Gli studenti non fanno sconti ad Ayala

Domande scomode dei ragazzi all’ex pm antimafia. E il giudice Manfredi dice alla platea: siete voi l’unica speranza

TERAMO. Giuseppe Ayala incontra gli studenti teramani all'indomani di quello che sarebbe stato il 71° compleanno del giudice Paolo Borsellino e trova una platea di ragazzi dall'intelligenza viva e che non fa sconti. L'ex magistrato del pool antimafia di Palermo, ora in pensione, collega dei giudici assassinati, da Cosa Nostra e non solo, Giovanni Falcone e Paolo Borsellino, ha trascorso l'intera mattinata di ieri con i ragazzi dell'istituto “Delfico-Montauti”; ha preso parte all'iniziativa "Di Ke giustizia sei!", un ciclo di appuntamenti, fra lettura di testi e incontri con ospiti, per riflettere sul significato della parola Giustizia. Quella di Ayala è ormai una missione di memoria, da anni visita le scuole del Paese con la volontà di restituire alle nuove generazioni la storia non deturpata del pool di Palermo, come lui stesso ha spiegato. Ieri mattina ha ricordato i colleghi scomparsi e delineato il ritratto della nuova mafia, pericolosa perchè costituita da burocrati.

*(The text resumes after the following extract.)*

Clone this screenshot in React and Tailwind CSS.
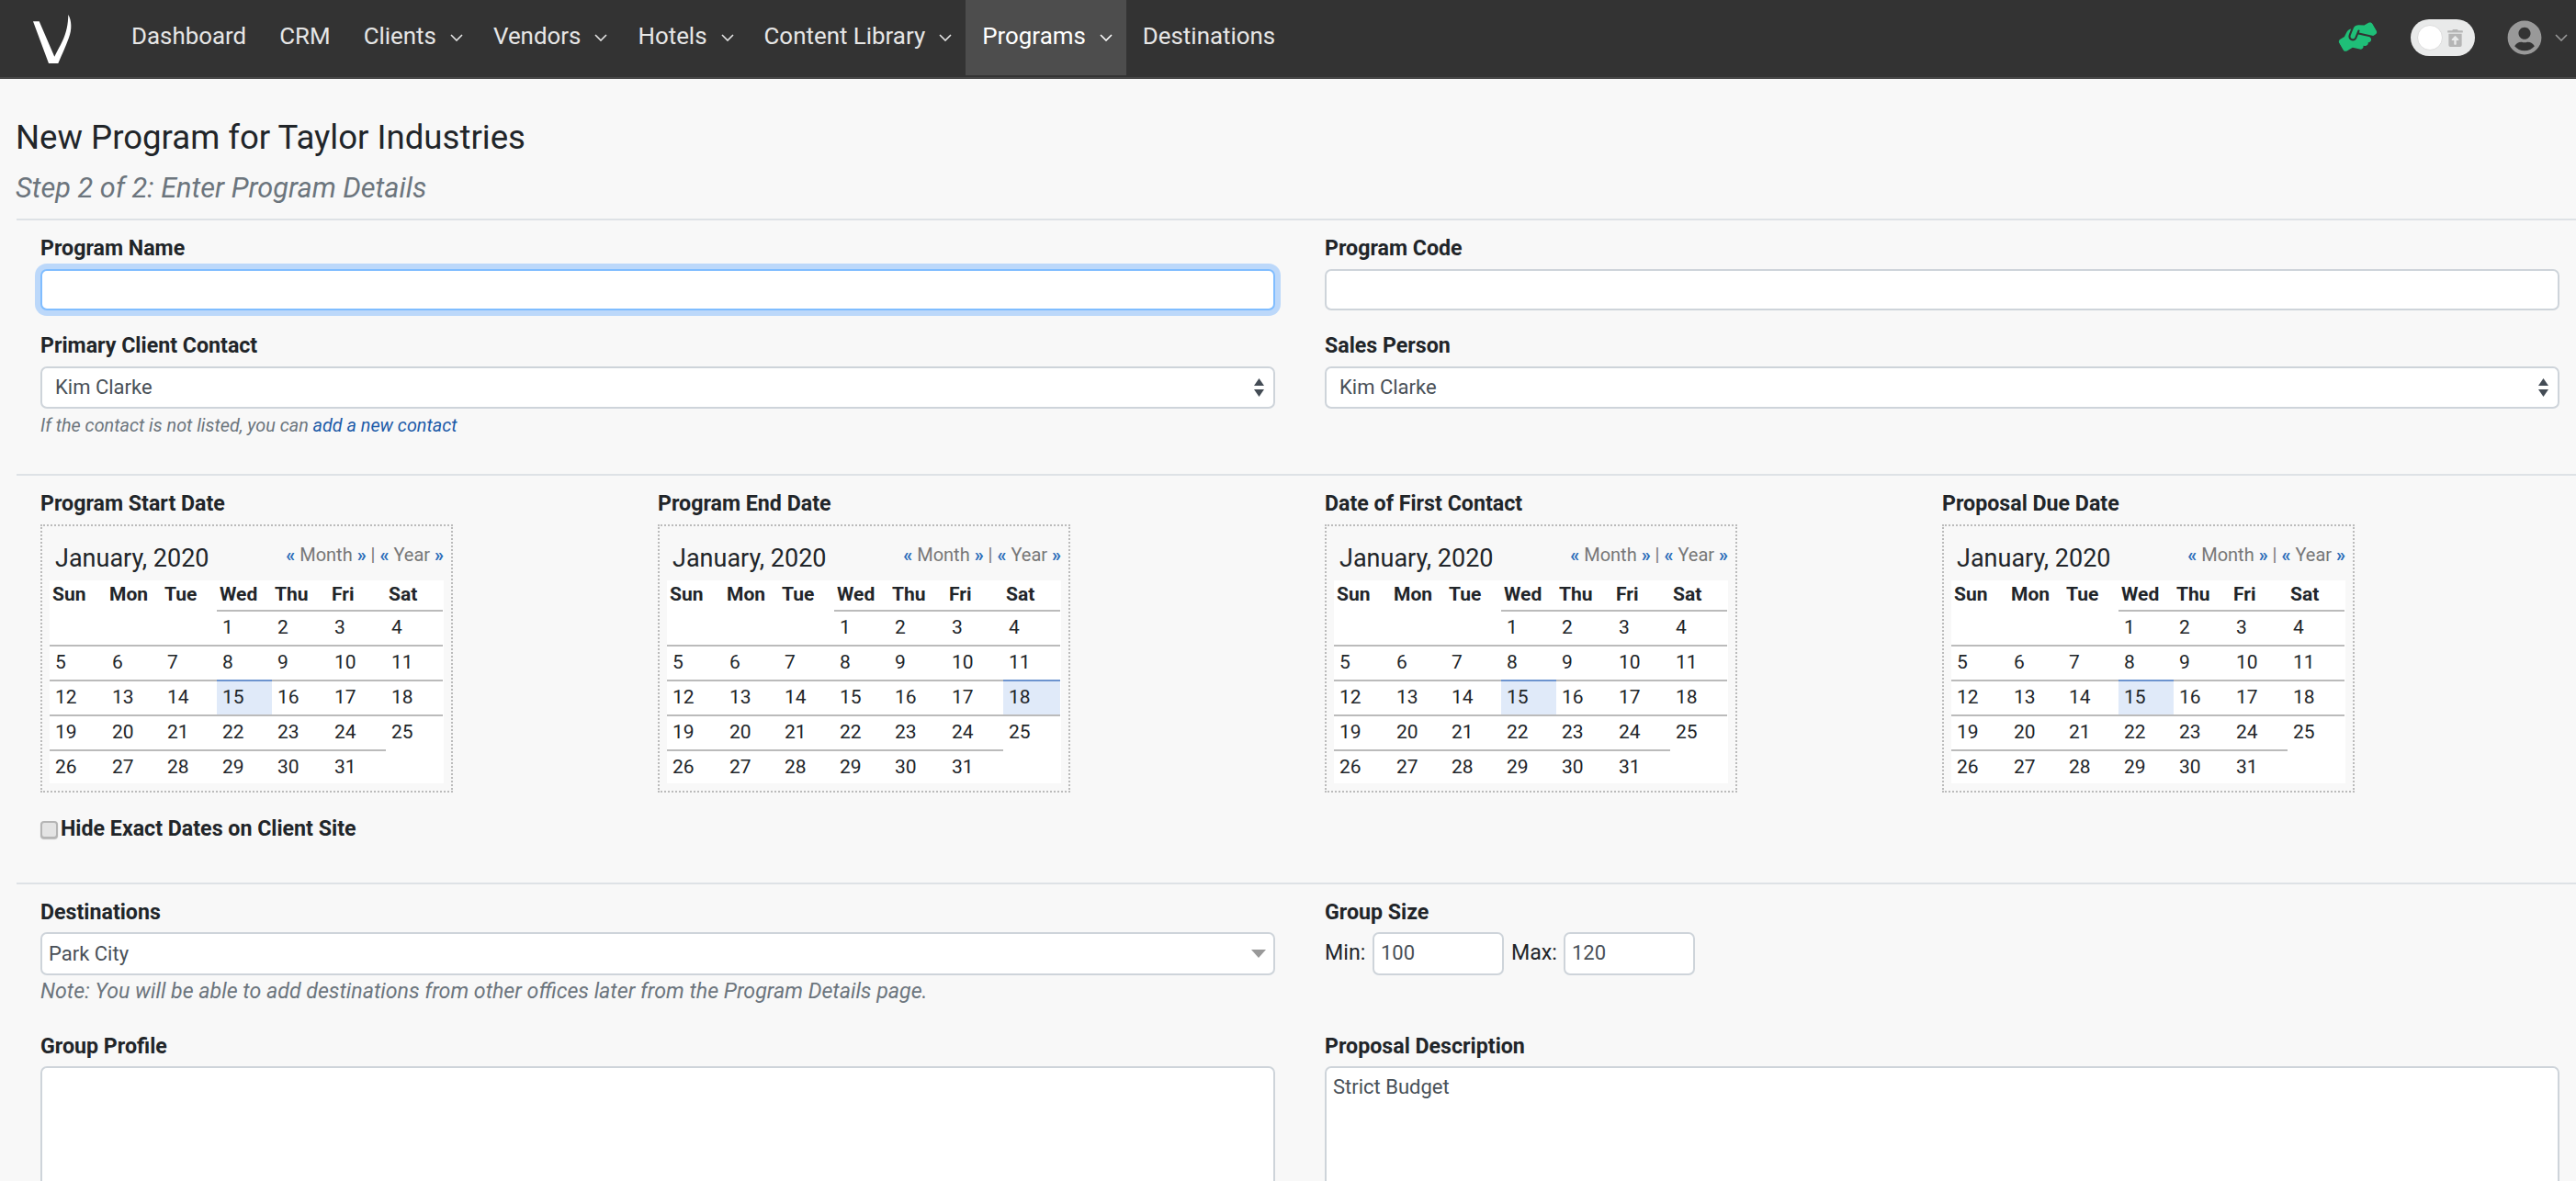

Con lui il magistrato Aldo Manfredi, suo collega alla Corte d’appello dell’Aquila dove il pm ha trascorso gli ultimi anni di attività da magistrato al termine della parentesi politica. L'intervento del giudice è stato appassionato ed appassionante. «Viviamo un momento difficilissimo non tanto per la crisi economica ma per il degrado etico e morale», ha esordito Manfredi. «E voi siete l'unica speranza: o lo salvate voi il mondo o non si salva. E' vero -ha continuato -che siete una generazione sfortunata, bombardata da disvalori e scemenze, perchè vi vogliono sudditi e non cittadini. Per questo lo studio e la formazione sono fondamentali».

Poi la parola ad Ayala, non nuovo alla città, che è partito da alcune riflessioni sul libro “Chi ha paura muore ogni giorno. I miei anni con Falcone e Borsellino”. «Ho voluto raccontare una storia di uomini, non di eroi», ha esordito. Quindi la valanga di domande degli studenti. Qualcuno ha ricordato le accuse di Salvatore Borsellino, che ha tacciato l’ex pm di mercificare la morte del fratello con il libro e la trasposizione teatrale. Poi quelle di più stretta attualità: alla luce della sua esperienza è giusto che un magistrato scenda in politica? Cosa pensa delle polemiche nate tra la procura di Palermo e il Quirinale? «Passiamo a cose più serie, ha tagliato corto l'ex magistrato, rispondendo alla prima domanda e ricordando il rapporto di stima e affetto che lo lega a protagonisti di quel periodo come Maria Falcone, Alfredo Morvillo e Nino Caponnetto. «I giudici possono scendere in politica, -ha quindi proseguito, -la Costituzione lo permette, dovrebbero prendere solo alcune cautele, io stesse le ho prese e, quando mi sono candidato, da un pezzo non indossavo più la toga. Dovrebbero fermarsi sei mesi prima dello scioglimento di un governo -ha spiegato - ma come si fa a prevederlo? Il problema maggiore credo sia come rientrare in magistratura al termine dell'attività politica: io l'ho fatto scegliendo un posto che non fosse sotto i riflettori e decidendo di lavorare all'interno di un collegio, mai più da solo. Ma non è più grave che a candidarsi siano i mascalzoni?», ha aggiunto. E sull'ultima: «E' vero che non c'è una norma chiarissima in proposito, ma i 15 giudici della Corte Costituzionale hanno dato una risposta unanime. Rimane legittimo - ha concluso - interrogarsi se nel terzo millennio abbia senso che il Presidente della Repubblica mantenga questa straordinaria immunità».